A total of seven power utilities in Japan have ordered their employees to attend public nuclear power-related hearings and symposia and pose as private citizens in favour of nuclear power, some of them even asking questions prepared in advance by the utilities.
Good thing Japan has a nuclear safety agency right? One that has oversight over power companies; an agency that is ready and willing to come down hard on this kind of manipulation? Not quite. At least two of the power companies now say the safety agency asked them to subvert these hearings.
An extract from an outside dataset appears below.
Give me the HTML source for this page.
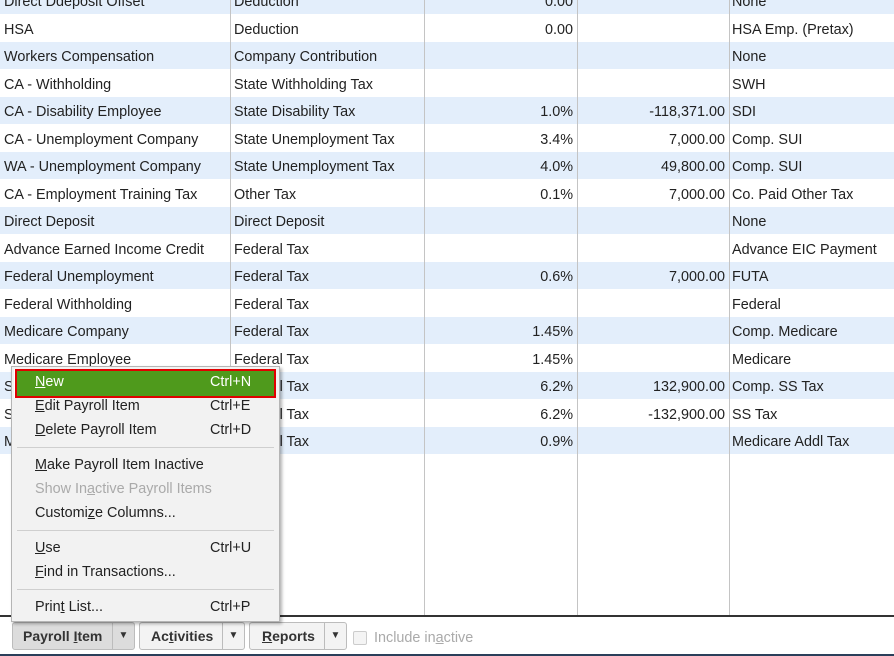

The nuclear safety agency is all about the safety of the nuclear power generation business, not about the safety for the people living near the power plants.
It's a perfect example of what I've been harping about here lately: government agencies and ministries see themselves as protecting industry from the public, not protecting the public from industry.
Now imagine the same kind of behaviour in other fields: a food safety agency that protects the food and agriculture industry from the effect of tainted foods; an environmental agency that ensures environmental concerns won't stop industrial development or waste dumping; a drug safety agency that keeps local drug companies safe from competition at the expense of effective, inexpensive treatments available elsewhere; police and prosecutors that are willing to plant evidence and send innocents to prison in order to protect a corrupt colleague, or simply to further their own careers.
Every country, every society, has its share of problems. The unchecked, unaccountable power wielded — sometimes abusively, sometimes wisely, but always without oversight — by public ministries and industrial groups is one of the main problems in Japan today.